On many occasions, the Government takes over the management of the estates of minors, lunatics and persons incapable of managing their own property in order to secure due care and management of the estates concerned. There are two pieces of legislation which govern such administrative take over. One is the Bombay Court of Wards Act (I of 1905) and the other an Union Act, the Guardians and Wards Act (VII of 1890). In the case of persons incapable of managing their own property, assumption of superintendence of the estates is undertaken only when the estate is encumbered with debt or is mismanaged or has no one capable of taking proper care of it, and Government is of opinion that it is expedient in the public interest to preserve the property of the person for the benefit of his family provided that the property is of such value that it will be economical for management by Government agency.

Court of Wards Act.

Under the Bombay Court of Wards Act, the Collector of Dhulia is the Court of Wards within the limits of his jurisdiction. The State Government has, however, powers to appoint, in lieu of the Collector, either a Special Officer or board consisting of two or more officers to be the Court of Wards. A provision is made for the delegation of powers of the Court of Wards to the Assistant or Deputy Collector. The Court of Wards is empowered to assume superintendence of the properties of any land holder or any pension holder who is "disqualified to manage his or her own property". Those who are deemed to be disqualified are (a) minors, (b) females declared by the District Court as unfit to manage their property, (c) persons declared by the District Court to be incapable or unfit to manage their own property and (d) persons adjudged by a competent Civil Court to be of unsound mind and hence incapable of managing their own affairs. The Court of Wards, however, cannot assume superintendence of the property of any minor for the management of whose property a caretaker has been appointed by will or other instrument or under section 7(i) of the Guardians and Wards Act.

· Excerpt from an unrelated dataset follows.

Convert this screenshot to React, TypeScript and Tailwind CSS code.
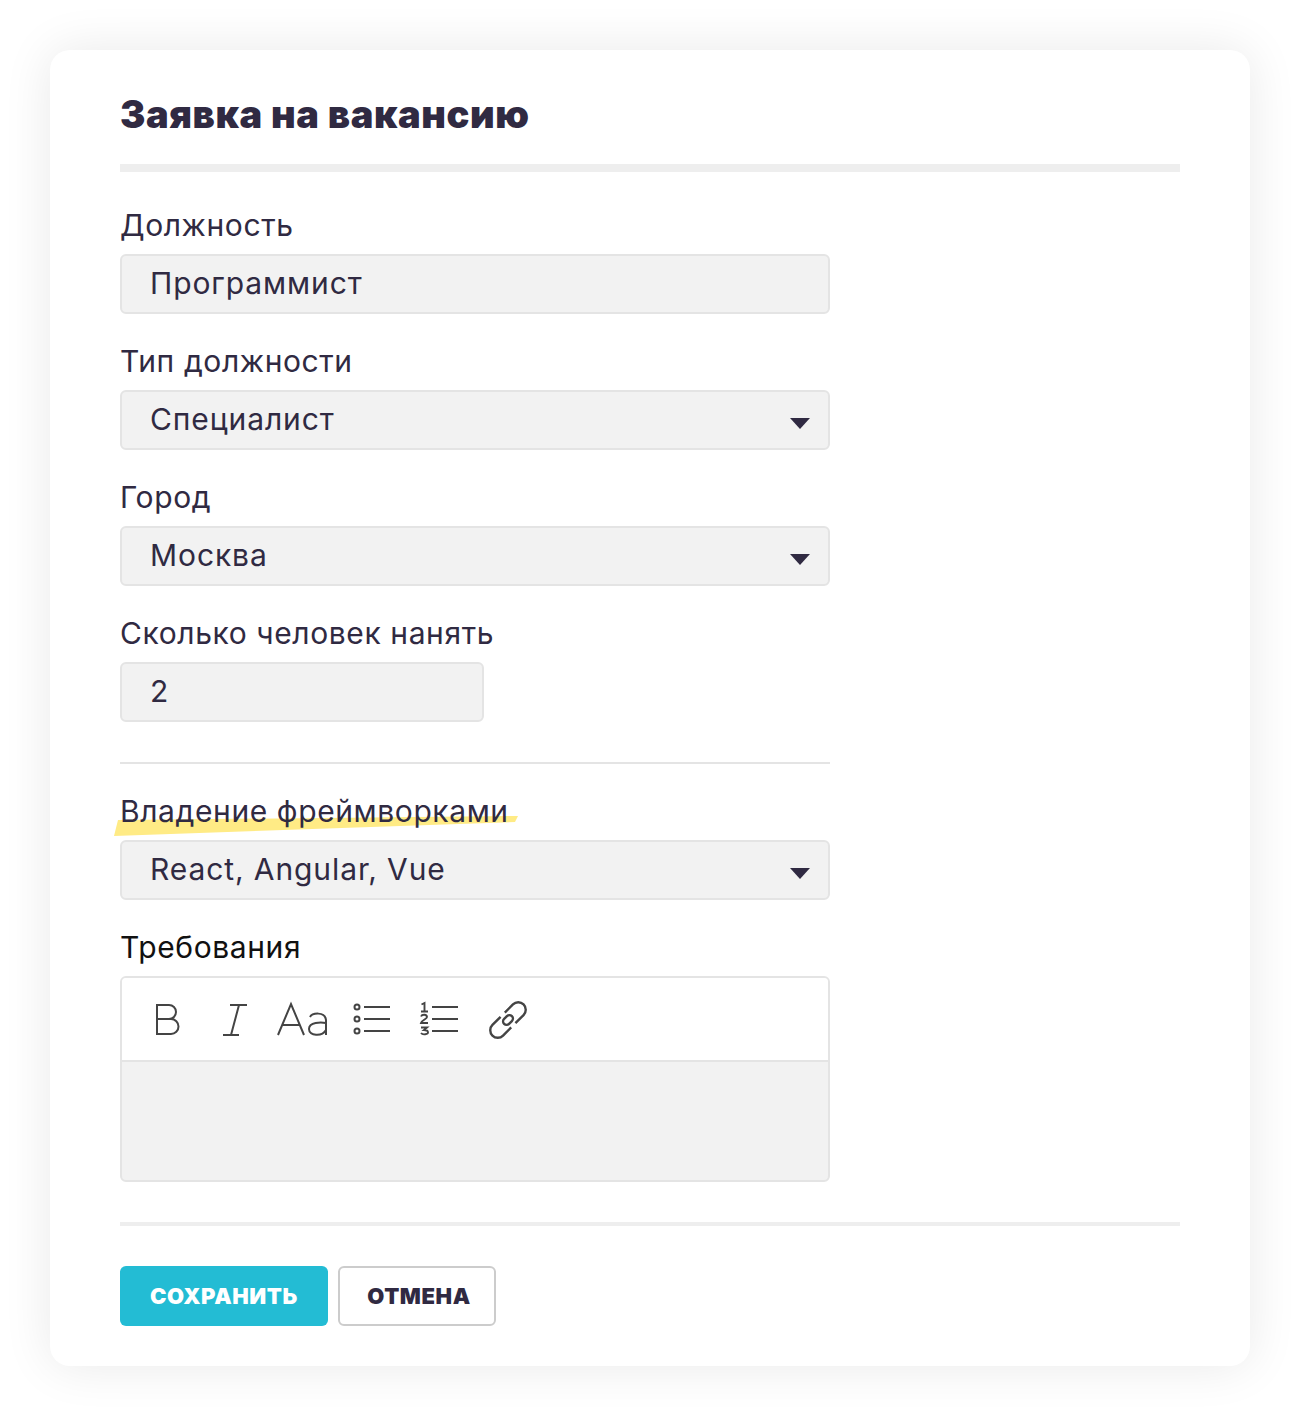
const INK = "text-[#302a42]";

function Caret() {
  return (
    <svg viewBox="0 0 20 11" className="mt-[8px] h-[11px] w-[20px] fill-[#302a42]" aria-hidden="true">
      <path d="M0 0h20L10 11z" />
    </svg>
  );
}

function Field({
  label,
  value,
  select,
  narrow,
}: {
  label: string;
  value: string;
  select?: boolean;
  narrow?: boolean;
}) {
  return (
    <div className="mb-[12px]">
      <div className={`h-[64px] pt-[15px] text-[30px] leading-[40px] tracking-[0.6px] ${INK}`}>{label}</div>
      <div
        className={`flex h-[60px] items-center justify-between rounded-[6px] border-2 border-[#e4e4e4] bg-[#f2f2f2] pb-[2px] pl-[28px] pr-[18px] text-[30px] tracking-[0.9px] ${INK} ${
          narrow ? "w-[364px]" : "w-[710px]"
        }`}
      >
        <span>{value}</span>
        {select && <Caret />}
      </div>
    </div>
  );
}

function EditorIcon({ w, x, children }: { w: number; x: number; children: React.ReactNode }) {
  return (
    <svg
      viewBox={`${x} 1000 ${w} 40`}
      width={w}
      height={40}
      fill="none"
      stroke="#444"
      strokeWidth="2"
      aria-hidden="true"
    >
      {children}
    </svg>
  );
}

function Toolbar() {
  return (
    <div className="flex h-[84px] items-center border-b-2 border-[#e4e4e4] bg-white pl-[28px] pt-[2px]">
      <EditorIcon x={150} w={36}>
        <path d="M157 1005h12a7 7 0 0 1 0 14h-12zM157 1019h14a7.5 7.5 0 0 1 0 15h-14z" />
      </EditorIcon>
      <div className="ml-[32px]">
        <EditorIcon x={218} w={32}>
          <path d="M230 1005h17M223 1035h16M239 1005l-8 30" />
        </EditorIcon>
      </div>
      <div className="ml-[26px]">
        <EditorIcon x={276} w={54}>
          <path d="M278 1035l13-31 13 31M282 1025h18" />
          <path d="M310 1017c2-4 15-6 16 3v15M326 1023c-5-1-17-1-17 6s13 8 17 1" />
        </EditorIcon>
      </div>
      <div className="ml-[22px]">
        <EditorIcon x={352} w={40}>
          <circle cx="357" cy="1007" r="2.5" />
          <circle cx="357" cy="1019" r="2.5" />
          <circle cx="357" cy="1031" r="2.5" />
          <path d="M364 1007h26M364 1019h26M364 1031h26" />
        </EditorIcon>
      </div>
      <div className="ml-[26px]">
        <EditorIcon x={418} w={42}>
          <path d="M432 1007h26M432 1019h26M432 1031h26" />
          <path strokeWidth="1.9" d="M421.5 1004.5l3-1.5v8.5M421 1011.5h7" />
          <path strokeWidth="1.9" d="M421 1016.5c1-2.5 6-2.5 6 .5 0 2-5 3-6 6h7" />
          <path strokeWidth="1.9" d="M421 1027.5h6l-3 2.5c3 0 4 1 4 2.5s-5 3-7 .5" />
        </EditorIcon>
      </div>
      <div className="ml-[28px]">
        <EditorIcon x={488} w={40}>
          <g transform="translate(508 1020) rotate(-45)" strokeWidth="2.4">
            <path d="M-3-7.5H-14.5a7.5 7.5 0 0 0 0 15H-3" />
            <path d="M3-7.5H14.5a7.5 7.5 0 0 1 0 15H3" />
            <rect x="-5.5" y="-3.5" width="11" height="7" rx="3.5" />
          </g>
        </EditorIcon>
      </div>
    </div>
  );
}

export default function App() {
  return (
    <div className="bg-white p-[50px] font-['Inter','Liberation_Sans',sans-serif]">
      <div className="h-[1316px] rounded-[20px] bg-white px-[70px] shadow-[0_0_50px_rgba(0,0,0,0.09)]">
        <h1 className={`flex h-[114px] items-center pt-[14px] text-[38px] font-black tracking-[0.6px] ${INK}`}>
          Заявка на вакансию
        </h1>
        <div className="h-[8px] bg-[#eeeeee]" />

        <div className="mt-[18px]">
          <Field label="Должность" value="Программист" />
          <Field label="Тип должности" value="Специалист" select />
          <Field label="Город" value="Москва" select />
          <Field label="Сколько человек нанять" value="2" narrow />
        </div>

        <div className="mt-[40px] h-[2px] w-[710px] bg-[#e4e4e4]" />

        <div className="relative mt-[12px]">
          <svg
            viewBox="0 0 404 20"
            className="absolute left-[-6px] top-[40px] h-[20px] w-[404px] fill-[#ffeb85]"
            aria-hidden="true"
          >
            <path d="M4 4L404 0l-3 6L0 20z" />
          </svg>
          <div className="relative">
            <Field label="Владение фреймворками" value="React, Angular, Vue" select />
          </div>
        </div>

        <div className="h-[64px] pt-[15px] text-[30px] leading-[40px] tracking-[0.6px] text-[#111]">Требования</div>
        <div className="h-[206px] w-[710px] overflow-hidden rounded-[6px] border-2 border-[#e4e4e4] bg-[#f2f2f2]">
          <Toolbar />
        </div>

        <div className="mt-[40px] h-[4px] bg-[#eeeeee]" />

        <div className="mt-[40px] flex gap-[10px]">
          <button className="h-[60px] w-[208px] rounded-[6px] bg-[#23bcd4] text-[22px] font-black tracking-[0.6px] text-white">
            СОХРАНИТЬ
          </button>
          <button className={`h-[60px] w-[158px] rounded-[6px] border-2 border-[#cccccc] bg-white pl-[4px] text-[22px] font-black tracking-[0.6px] ${INK}`}>
            ОТМЕНА
          </button>
        </div>
      </div>
    </div>
  );
}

In 1964, there were 17 estates under the superintendence of the Collector of Dhulia as Court of Wards. The gross income and the total expenditure on account of these estates was Rs. 31,233 and Rs. 30,917, respectively.

Guardian and Wards Act.

Consequent upon the separation of Judiciary from the Executive the Government decided to entrust the work of management of minor's estates to the Collectors. Accordingly, the Collector of Dhulia cook over the management of 40 estates. In 1962-63, there were only nine estates under the management of the Collector, rest having been released on minors attaining majority. During the year, the total income from these estates was Rs. 24,468 and the expenditure worked to Rs. 24,316.